■ GOAL
Tally the lines with the word "React" and report the number alone.

■ DATA
/---

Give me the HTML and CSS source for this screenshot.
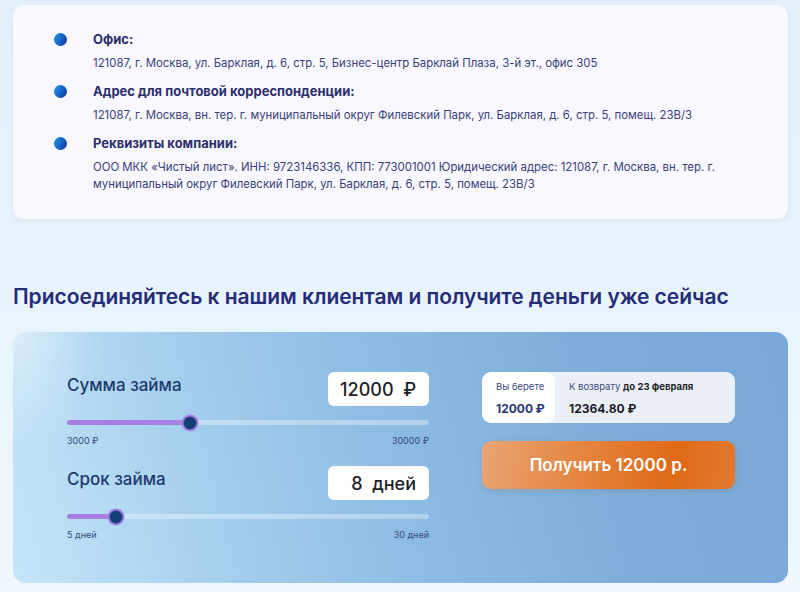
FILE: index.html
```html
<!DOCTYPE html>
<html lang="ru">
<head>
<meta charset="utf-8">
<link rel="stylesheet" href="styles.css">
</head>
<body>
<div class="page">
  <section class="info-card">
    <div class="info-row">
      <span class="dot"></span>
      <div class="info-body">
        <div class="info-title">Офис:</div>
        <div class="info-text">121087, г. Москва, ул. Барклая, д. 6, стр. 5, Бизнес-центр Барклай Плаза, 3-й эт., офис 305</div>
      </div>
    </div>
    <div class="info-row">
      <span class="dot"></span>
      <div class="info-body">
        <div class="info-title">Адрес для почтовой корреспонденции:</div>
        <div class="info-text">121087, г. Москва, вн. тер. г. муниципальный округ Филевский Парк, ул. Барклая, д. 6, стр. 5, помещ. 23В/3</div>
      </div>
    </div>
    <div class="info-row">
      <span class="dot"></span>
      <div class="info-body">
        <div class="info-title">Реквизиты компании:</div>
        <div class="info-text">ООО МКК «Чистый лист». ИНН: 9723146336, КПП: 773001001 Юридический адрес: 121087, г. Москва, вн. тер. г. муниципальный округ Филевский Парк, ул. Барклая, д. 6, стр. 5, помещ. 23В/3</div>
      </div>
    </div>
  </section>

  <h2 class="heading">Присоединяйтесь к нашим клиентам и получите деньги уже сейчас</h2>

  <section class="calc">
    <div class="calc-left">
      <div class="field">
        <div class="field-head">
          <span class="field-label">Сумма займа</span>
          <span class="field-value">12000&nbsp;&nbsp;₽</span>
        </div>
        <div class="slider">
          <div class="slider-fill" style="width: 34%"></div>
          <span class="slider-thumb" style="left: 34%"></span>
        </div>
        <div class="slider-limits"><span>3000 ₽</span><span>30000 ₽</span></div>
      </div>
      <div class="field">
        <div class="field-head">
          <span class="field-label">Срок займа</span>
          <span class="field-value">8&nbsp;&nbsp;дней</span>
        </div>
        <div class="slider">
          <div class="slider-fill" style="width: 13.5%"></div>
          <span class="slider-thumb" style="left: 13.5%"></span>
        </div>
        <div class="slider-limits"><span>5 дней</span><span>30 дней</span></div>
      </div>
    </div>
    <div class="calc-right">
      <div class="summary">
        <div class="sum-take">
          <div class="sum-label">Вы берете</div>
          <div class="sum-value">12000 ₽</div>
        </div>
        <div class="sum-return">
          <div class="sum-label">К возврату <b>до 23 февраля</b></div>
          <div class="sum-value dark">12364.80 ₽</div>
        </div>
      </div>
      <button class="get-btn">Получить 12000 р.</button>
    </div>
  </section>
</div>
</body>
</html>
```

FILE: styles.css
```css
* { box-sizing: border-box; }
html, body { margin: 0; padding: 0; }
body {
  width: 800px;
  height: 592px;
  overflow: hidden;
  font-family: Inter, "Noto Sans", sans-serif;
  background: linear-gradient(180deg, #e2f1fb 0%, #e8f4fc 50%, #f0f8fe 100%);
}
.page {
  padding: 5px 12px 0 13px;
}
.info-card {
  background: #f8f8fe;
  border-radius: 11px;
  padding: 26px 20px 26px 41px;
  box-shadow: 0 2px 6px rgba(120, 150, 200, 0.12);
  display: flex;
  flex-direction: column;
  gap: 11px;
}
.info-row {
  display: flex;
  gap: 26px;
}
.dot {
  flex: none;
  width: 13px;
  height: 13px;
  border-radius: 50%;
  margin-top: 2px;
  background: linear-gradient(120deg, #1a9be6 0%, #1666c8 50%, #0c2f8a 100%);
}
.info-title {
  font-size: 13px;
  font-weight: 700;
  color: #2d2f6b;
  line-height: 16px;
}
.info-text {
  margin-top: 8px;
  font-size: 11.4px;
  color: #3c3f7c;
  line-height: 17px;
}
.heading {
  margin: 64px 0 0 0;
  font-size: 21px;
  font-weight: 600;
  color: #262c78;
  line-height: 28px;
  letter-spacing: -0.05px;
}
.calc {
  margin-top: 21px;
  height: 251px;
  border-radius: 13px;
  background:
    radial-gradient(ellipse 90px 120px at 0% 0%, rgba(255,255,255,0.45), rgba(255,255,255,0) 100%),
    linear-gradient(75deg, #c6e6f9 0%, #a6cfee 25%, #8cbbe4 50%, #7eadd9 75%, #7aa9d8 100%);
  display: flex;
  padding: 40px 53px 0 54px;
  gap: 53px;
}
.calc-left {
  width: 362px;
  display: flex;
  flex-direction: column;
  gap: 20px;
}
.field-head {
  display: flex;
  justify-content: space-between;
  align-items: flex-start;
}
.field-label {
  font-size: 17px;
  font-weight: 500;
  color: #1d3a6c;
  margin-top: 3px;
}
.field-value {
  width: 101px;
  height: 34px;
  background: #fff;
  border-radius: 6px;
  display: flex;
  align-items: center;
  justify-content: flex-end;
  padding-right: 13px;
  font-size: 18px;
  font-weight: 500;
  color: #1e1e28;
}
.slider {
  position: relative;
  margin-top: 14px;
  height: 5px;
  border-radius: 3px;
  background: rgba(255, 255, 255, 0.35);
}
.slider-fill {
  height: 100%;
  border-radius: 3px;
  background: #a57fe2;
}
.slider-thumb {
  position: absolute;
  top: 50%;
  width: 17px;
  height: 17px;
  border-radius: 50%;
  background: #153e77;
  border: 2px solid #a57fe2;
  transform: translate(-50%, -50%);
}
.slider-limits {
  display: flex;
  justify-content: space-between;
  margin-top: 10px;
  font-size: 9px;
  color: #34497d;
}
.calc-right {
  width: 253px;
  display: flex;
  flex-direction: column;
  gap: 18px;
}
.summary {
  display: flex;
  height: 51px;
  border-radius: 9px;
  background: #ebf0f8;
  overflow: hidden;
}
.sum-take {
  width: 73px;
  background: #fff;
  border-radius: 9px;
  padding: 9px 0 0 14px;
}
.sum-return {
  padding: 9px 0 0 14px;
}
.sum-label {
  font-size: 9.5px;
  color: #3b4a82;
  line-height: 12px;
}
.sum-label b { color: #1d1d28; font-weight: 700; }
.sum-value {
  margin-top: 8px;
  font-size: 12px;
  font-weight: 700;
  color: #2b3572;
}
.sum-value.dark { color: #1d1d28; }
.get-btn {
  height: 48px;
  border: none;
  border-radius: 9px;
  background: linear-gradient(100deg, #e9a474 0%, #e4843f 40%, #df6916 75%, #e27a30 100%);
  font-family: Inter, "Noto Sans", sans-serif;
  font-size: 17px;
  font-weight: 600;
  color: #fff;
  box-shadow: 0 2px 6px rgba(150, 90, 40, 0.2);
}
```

\---
/---

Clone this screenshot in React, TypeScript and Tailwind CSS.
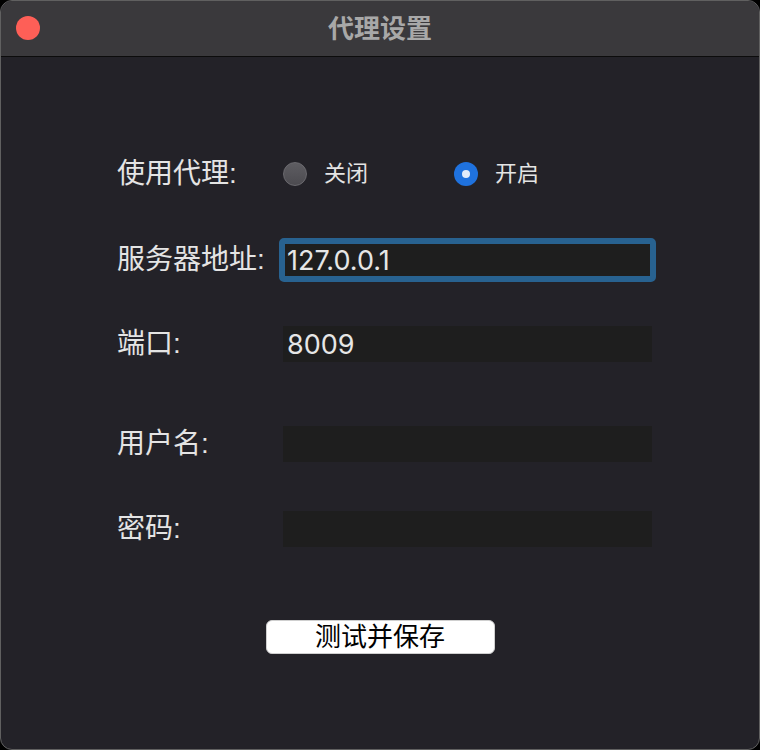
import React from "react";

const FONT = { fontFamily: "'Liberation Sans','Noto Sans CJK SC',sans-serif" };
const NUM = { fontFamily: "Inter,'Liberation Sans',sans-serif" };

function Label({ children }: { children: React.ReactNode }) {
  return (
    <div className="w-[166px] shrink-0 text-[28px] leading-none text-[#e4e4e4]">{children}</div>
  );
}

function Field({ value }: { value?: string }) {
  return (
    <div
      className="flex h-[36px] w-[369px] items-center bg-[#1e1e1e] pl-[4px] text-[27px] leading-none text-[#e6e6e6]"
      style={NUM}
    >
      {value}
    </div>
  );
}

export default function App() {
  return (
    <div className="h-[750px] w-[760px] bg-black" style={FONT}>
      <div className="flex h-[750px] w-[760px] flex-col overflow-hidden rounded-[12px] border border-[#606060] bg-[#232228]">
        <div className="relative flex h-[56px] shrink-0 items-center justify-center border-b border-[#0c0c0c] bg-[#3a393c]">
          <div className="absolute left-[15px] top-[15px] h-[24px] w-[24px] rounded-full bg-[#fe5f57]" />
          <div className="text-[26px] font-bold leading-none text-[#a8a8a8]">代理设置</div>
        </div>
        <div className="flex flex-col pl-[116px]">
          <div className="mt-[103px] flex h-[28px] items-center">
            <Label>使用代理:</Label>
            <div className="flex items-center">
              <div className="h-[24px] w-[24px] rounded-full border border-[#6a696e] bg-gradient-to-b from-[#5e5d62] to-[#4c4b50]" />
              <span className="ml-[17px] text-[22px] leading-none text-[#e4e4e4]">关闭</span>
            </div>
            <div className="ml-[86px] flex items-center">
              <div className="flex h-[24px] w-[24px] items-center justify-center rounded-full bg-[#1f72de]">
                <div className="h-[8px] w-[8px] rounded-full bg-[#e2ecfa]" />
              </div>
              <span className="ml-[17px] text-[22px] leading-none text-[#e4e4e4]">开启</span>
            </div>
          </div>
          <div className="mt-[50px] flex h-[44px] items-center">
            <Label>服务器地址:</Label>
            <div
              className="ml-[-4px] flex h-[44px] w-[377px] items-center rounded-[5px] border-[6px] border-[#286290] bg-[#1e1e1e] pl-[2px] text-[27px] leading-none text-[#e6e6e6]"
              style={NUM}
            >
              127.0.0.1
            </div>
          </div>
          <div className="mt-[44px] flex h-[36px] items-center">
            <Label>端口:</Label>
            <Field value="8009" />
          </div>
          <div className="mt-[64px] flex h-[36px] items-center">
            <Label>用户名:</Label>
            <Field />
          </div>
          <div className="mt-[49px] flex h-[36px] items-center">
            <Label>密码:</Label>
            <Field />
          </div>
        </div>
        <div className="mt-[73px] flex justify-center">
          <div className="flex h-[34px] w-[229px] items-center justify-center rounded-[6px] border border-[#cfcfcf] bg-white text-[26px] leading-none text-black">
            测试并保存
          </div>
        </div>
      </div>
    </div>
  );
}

\---

■ THE RESULT
3